How leading brands combine the two

Companies that do this well use storytelling to build a compelling narrative, then use value selling to drive the message home by showing exactly how the product solves a specific problem or improves an outcome. These stories usually feature real customers, real scenarios, and hard numbers behind the claims.

How three brands do it in practice

GE Aviation: humanizing technical innovation

GE Aviation uses its "GE Stories" initiative to bring engineers, designers, and customers into the spotlight instead of just the technology. The stories don't just describe technical advancement, they humanize it by showing the people behind the innovation and its real-world application in aviation, tying the narrative directly back to their value proposition.

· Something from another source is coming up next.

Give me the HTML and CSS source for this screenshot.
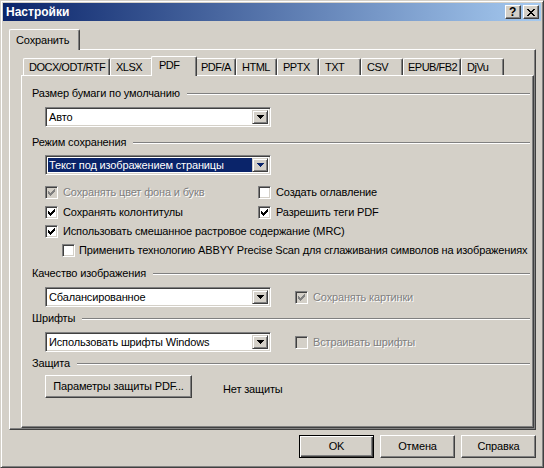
FILE: index.html
```html
<!DOCTYPE html>
<html lang="ru">
  <head>
    <meta charset="UTF-8" />
    <meta name="viewport" content="width=device-width, initial-scale=1.0" />
    <title>Настройки</title>
    <link rel="stylesheet" href="styles.css">
  </head>
  <body>
    <div class="window">
      <div class="titlebar">
        <span class="title">Настройки</span>
        <span class="cap-btn help">?</span>
        <span class="cap-btn close">
          <svg width="8" height="7" viewBox="0 0 8 7"><path d="M0 0h2v1H0zM6 0h2v1H6zM1 1h2v1H1zM5 1h2v1H5zM2 2h4v1H2zM3 3h2v1H3zM2 4h4v1H2zM1 5h2v1H1zM5 5h2v1H5zM0 6h2v1H0zM6 6h2v1H6z"/></svg>
        </span>
      </div>

      <div class="client">
        <div class="tabs outer-tabs">
          <div class="tab selected">Сохранить</div>
        </div>

        <div class="panel outer-panel">
          <div class="tabs inner-tabs">
            <div class="tab tab-docx">DOCX/ODT/RTF</div>
            <div class="tab tab-xlsx">XLSX</div>
            <div class="tab selected">PDF</div>
            <div class="tab tab-narrow">PDF/A</div>
            <div class="tab tab-narrow">HTML</div>
            <div class="tab">PPTX</div>
            <div class="tab">TXT</div>
            <div class="tab">CSV</div>
            <div class="tab tab-epub">EPUB/FB2</div>
            <div class="tab tab-xlsx">DjVu</div>
          </div>

          <div class="panel inner-panel">
            <div class="group-head head-paper"><span>Размер бумаги по умолчанию</span><i class="line"></i></div>
            <div class="combo">
              <span class="combo-text">Авто</span>
              <span class="combo-arrow"><svg width="7" height="4" viewBox="0 0 7 4"><path d="M0 0h7v1H0zM1 1h5v1H1zM2 2h3v1H2zM3 3h1v1H3z"/></svg></span>
            </div>

            <div class="group-head head-mode"><span>Режим сохранения</span><i class="line"></i></div>
            <div class="combo focused">
              <span class="combo-text">Текст под изображением страницы</span>
              <span class="combo-arrow"><svg width="7" height="4" viewBox="0 0 7 4"><path d="M0 0h7v1H0zM1 1h5v1H1zM2 2h3v1H2zM3 3h1v1H3z"/></svg></span>
            </div>

            <div class="options">
              <label class="option disabled">
                <span class="check"><svg width="7" height="7" viewBox="0 0 7 7"><path d="M6 0h1v1H6zM5 1h2v1H5zM0 2h1v1H0zM4 2h3v1H4zM0 3h2v1H0zM3 3h3v1H3zM0 4h5v1H0zM1 5h3v1H1zM2 6h1v1H2z"/></svg></span>
                Сохранять цвет фона и букв
              </label>
              <label class="option">
                <span class="check"></span>
                Создать оглавление
              </label>
              <label class="option">
                <span class="check"><svg width="7" height="7" viewBox="0 0 7 7"><path d="M6 0h1v1H6zM5 1h2v1H5zM0 2h1v1H0zM4 2h3v1H4zM0 3h2v1H0zM3 3h3v1H3zM0 4h5v1H0zM1 5h3v1H1zM2 6h1v1H2z"/></svg></span>
                Сохранять колонтитулы
              </label>
              <label class="option">
                <span class="check"><svg width="7" height="7" viewBox="0 0 7 7"><path d="M6 0h1v1H6zM5 1h2v1H5zM0 2h1v1H0zM4 2h3v1H4zM0 3h2v1H0zM3 3h3v1H3zM0 4h5v1H0zM1 5h3v1H1zM2 6h1v1H2z"/></svg></span>
                Разрешить теги PDF
              </label>
              <label class="option wide">
                <span class="check"><svg width="7" height="7" viewBox="0 0 7 7"><path d="M6 0h1v1H6zM5 1h2v1H5zM0 2h1v1H0zM4 2h3v1H4zM0 3h2v1H0zM3 3h3v1H3zM0 4h5v1H0zM1 5h3v1H1zM2 6h1v1H2z"/></svg></span>
                Использовать смешанное растровое содержание (MRC)
              </label>
              <label class="option wide sub">
                <span class="check"></span>
                Применить технологию ABBYY Precise Scan для сглаживания символов на изображениях
              </label>
            </div>

            <div class="group-head head-quality"><span>Качество изображения</span><i class="line"></i></div>
            <div class="combo-row">
              <div class="combo">
                <span class="combo-text">Сбалансированное</span>
                <span class="combo-arrow"><svg width="7" height="4" viewBox="0 0 7 4"><path d="M0 0h7v1H0zM1 1h5v1H1zM2 2h3v1H2zM3 3h1v1H3z"/></svg></span>
              </div>
              <label class="option disabled">
                <span class="check"><svg width="7" height="7" viewBox="0 0 7 7"><path d="M6 0h1v1H6zM5 1h2v1H5zM0 2h1v1H0zM4 2h3v1H4zM0 3h2v1H0zM3 3h3v1H3zM0 4h5v1H0zM1 5h3v1H1zM2 6h1v1H2z"/></svg></span>
                Сохранять картинки
              </label>
            </div>

            <div class="group-head head-fonts"><span>Шрифты</span><i class="line"></i></div>
            <div class="combo-row">
              <div class="combo">
                <span class="combo-text">Использовать шрифты Windows</span>
                <span class="combo-arrow"><svg width="7" height="4" viewBox="0 0 7 4"><path d="M0 0h7v1H0zM1 1h5v1H1zM2 2h3v1H2zM3 3h1v1H3z"/></svg></span>
              </div>
              <label class="option disabled">
                <span class="check"></span>
                Встраивать шрифты
              </label>
            </div>

            <div class="group-head head-protect"><span>Защита</span><i class="line"></i></div>
            <div class="protect-row">
              <button class="btn wide-btn">Параметры защиты PDF...</button>
              <span class="protect-state">Нет защиты</span>
            </div>
          </div>
        </div>

        <div class="dialog-buttons">
          <button class="btn default">OK</button>
          <button class="btn">Отмена</button>
          <button class="btn">Справка</button>
        </div>
      </div>
    </div>
  </body>
</html>
```

FILE: styles.css
```css
* {
  box-sizing: border-box;
}
body {
  margin: 0;
  background-color: #d4d0c8;
  font-family: "Liberation Sans", Arial, sans-serif;
  font-size: 11px;
  line-height: 13px;
  letter-spacing: -0.15px;
  color: #000;
  overflow: hidden;
}
.window {
  width: 544px;
  height: 468px;
  display: flex;
  flex-direction: column;
  padding: 2px;
  background-color: #d4d0c8;
  border: 1px solid;
  border-color: #d4d0c8 #404040 #404040 #d4d0c8;
  box-shadow: inset 1px 1px #fff, inset -1px -1px #808080;
}

/* title bar */
.titlebar {
  height: 18px;
  display: flex;
  align-items: center;
  padding: 0 2px 0 3px;
  background: linear-gradient(to right, #0a246a, #a6caf0);
}
.title {
  flex: 1;
  color: #fff;
  font-weight: bold;
  font-size: 12px;
  letter-spacing: 0;
}
.cap-btn {
  width: 16px;
  height: 14px;
  display: flex;
  align-items: center;
  justify-content: center;
  background-color: #d4d0c8;
  border: 1px solid;
  border-color: #fff #404040 #404040 #fff;
  box-shadow: inset -1px -1px #808080;
  font-weight: bold;
  font-size: 12px;
}
.cap-btn.help {
  margin-right: 2px;
  padding-right: 1px;
}
.cap-btn svg {
  fill: #000;
  shape-rendering: crispEdges;
}

/* client area */
.client {
  flex: 1;
  display: flex;
  flex-direction: column;
  padding: 8px 5px 0 6px;
}

/* tabs */
.tabs {
  display: flex;
  align-items: flex-end;
  position: relative;
  z-index: 1;
}
.tab {
  width: 42px;
  height: 17px;
  padding: 2px 0 0 5px;
  background-color: #d4d0c8;
  border: 1px solid #fff;
  border-right-color: #404040;
  border-bottom: none;
  border-radius: 2px 2px 0 0;
  box-shadow: inset -1px 0 #808080;
  white-space: nowrap;
}
.inner-tabs .tab {
  letter-spacing: -0.5px;
}
.tab-docx {
  width: 87px;
}
.tab-xlsx {
  width: 43px;
}
.tab-narrow {
  width: 41px;
}
.tab-epub {
  width: 58px;
  padding-left: 4px;
}
.tab.selected {
  width: 46px;
  height: 20px;
  margin: 0 -2px -1px -2px;
  padding: 2px 0 0 7px;
  position: relative;
  z-index: 2;
}
.outer-tabs {
  height: 20px;
}
.outer-tabs .tab.selected {
  width: 71px;
  height: 21px;
  margin: 0 0 -1px 0;
  padding: 4px 0 0 6px;
}

/* tab panels */
.panel {
  background-color: #d4d0c8;
  border: 1px solid;
  border-color: #fff #404040 #404040 #fff;
  box-shadow: inset -1px -1px #808080;
}
.outer-panel {
  height: 381px;
  display: flex;
  flex-direction: column;
  padding: 6px 1px 1px 11px;
}
.inner-tabs {
  height: 19px;
  padding-left: 2px;
}
.inner-panel {
  flex: 1;
  padding: 0 3px 0 10px;
}

/* group headings */
.group-head {
  display: flex;
  align-items: center;
  gap: 7px;
  height: 13px;
}
.group-head .line {
  flex: 1;
  height: 2px;
  border-top: 1px solid #808080;
  border-bottom: 1px solid #fff;
}
.head-paper {
  margin-top: 11px;
}
.head-mode {
  margin-top: 9px;
}
.head-quality {
  margin-top: 7px;
}
.head-fonts,
.head-protect {
  margin-top: 5px;
}

/* combo boxes */
.combo {
  width: 226px;
  height: 20px;
  display: flex;
  margin: 7px 0 0 13px;
  padding: 2px;
  background-color: #fff;
  border: 1px solid;
  border-color: #808080 #fff #fff #808080;
  box-shadow: inset 1px 1px #404040, inset -1px -1px #d4d0c8;
}
.combo.focused {
  margin-top: 6px;
}
.combo-text {
  flex: 1;
  padding: 1px 0 0 1px;
  white-space: nowrap;
  overflow: hidden;
}
.combo.focused .combo-text {
  background-color: #0a246a;
  color: #fff;
}
.combo-arrow {
  width: 16px;
  display: flex;
  align-items: center;
  justify-content: center;
  background-color: #d4d0c8;
  border: 1px solid;
  border-color: #d4d0c8 #404040 #404040 #d4d0c8;
  box-shadow: inset 1px 1px #fff, inset -1px -1px #808080;
}
.combo-arrow svg {
  fill: #000;
  shape-rendering: crispEdges;
}
.combo.focused .combo-arrow svg {
  fill: #0a246a;
}
.combo-row {
  display: flex;
  align-items: center;
  margin-top: 7px;
}
.combo-row .combo {
  margin-top: 0;
}
.combo-row .option {
  margin-left: 24px;
}

/* check boxes */
.options {
  display: grid;
  grid-template-columns: 213px 1fr;
  margin: 7px 0 0 13px;
}
.option {
  height: 20px;
  display: flex;
  align-items: center;
  gap: 5px;
  white-space: nowrap;
}
.option.wide {
  grid-column: 1 / 3;
  height: 19px;
}
.option.sub {
  padding-left: 17px;
  gap: 4px;
}
.check {
  width: 13px;
  height: 13px;
  flex: none;
  display: flex;
  align-items: center;
  justify-content: center;
  background-color: #fff;
  border: 1px solid;
  border-color: #808080 #fff #fff #808080;
  box-shadow: inset 1px 1px #404040, inset -1px -1px #d4d0c8;
}
.check svg {
  fill: #000;
  shape-rendering: crispEdges;
}
.option.disabled {
  color: #808080;
  text-shadow: 1px 1px 0 #fff;
}
.option.disabled .check {
  background-color: #d4d0c8;
}
.option.disabled .check svg {
  fill: #808080;
}

/* buttons */
.btn {
  width: 75px;
  height: 23px;
  padding: 0;
  font: inherit;
  font-weight: normal;
  letter-spacing: inherit;
  color: #000;
  background-color: #d4d0c8;
  border: 1px solid;
  border-color: #fff #404040 #404040 #fff;
  box-shadow: inset -1px -1px #808080;
}
.btn.default {
  border-color: #000;
  box-shadow: inset 1px 1px #fff, inset -1px -1px #404040, inset -2px -2px #808080;
}
.protect-row {
  display: flex;
  align-items: center;
  margin: 5px 0 0 13px;
}
.wide-btn {
  width: 147px;
}
.protect-state {
  margin: 6px 0 0 31px;
}
.dialog-buttons {
  display: flex;
  justify-content: flex-end;
  gap: 6px;
  margin-top: 5px;
}
```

Salesforce: customer success as the core narrative

Salesforce built its brand on storytelling from day one, originally positioning itself against the traditional software industry with a subscription model. Its marketing invests heavily in customer stories showing how businesses used Salesforce to transform how they manage customer relationships. The heroes of these stories are the users, the "trailblazers," not the product. That narrative choice reinforces Salesforce's value-first positioning.

HubSpot: growth stories tied to the core value promise

HubSpot's marketing automation platform is positioned as a catalyst for success stories, not just a toolset. It showcases businesses of every size using its tools to hit real marketing results, tying every story back to HubSpot's core promise: helping companies grow better.

How to put this into practice

Build your narrative

Identify your core message: define the central theme of your brand story and the key point you want a buyer to take away. Know your audience: understand their needs, desires, and what's blocking them, and make it personal, you're dealing with humans. Use real stories: base them on real experiences, testimonials, or case studies. Authenticity is what builds trust.

Tailor your value proposition by segment

Research the specific needs of each target segment before you write a single word. Focus on benefits, not features, and make sure you can articulate a clear cost or revenue impact. If you can't say how your solution moves cost or revenue, go back to the drawing board. Back every claim with data, statistics, or case studies.

Test formats and measure what resonates

Experiment with video, blog posts, case studies, and social content to see what lands with your audience. Gather feedback and refine continuously. Track engagement, conversion, and customer feedback to know what's actually working.

Sultan's take

The market is saturated. Every brand is screaming for attention with the same features and the same claims. Storytelling and value selling together are how you cut through: weave a narrative that's memorable, and back it with a clear demonstration of value.

Start by looking at your own brand's narrative and value proposition. Ask if they're customer-focused enough, engaging enough, and grounded enough in the actual benefits you deliver. Experiment, measure, refine. That's the whole job.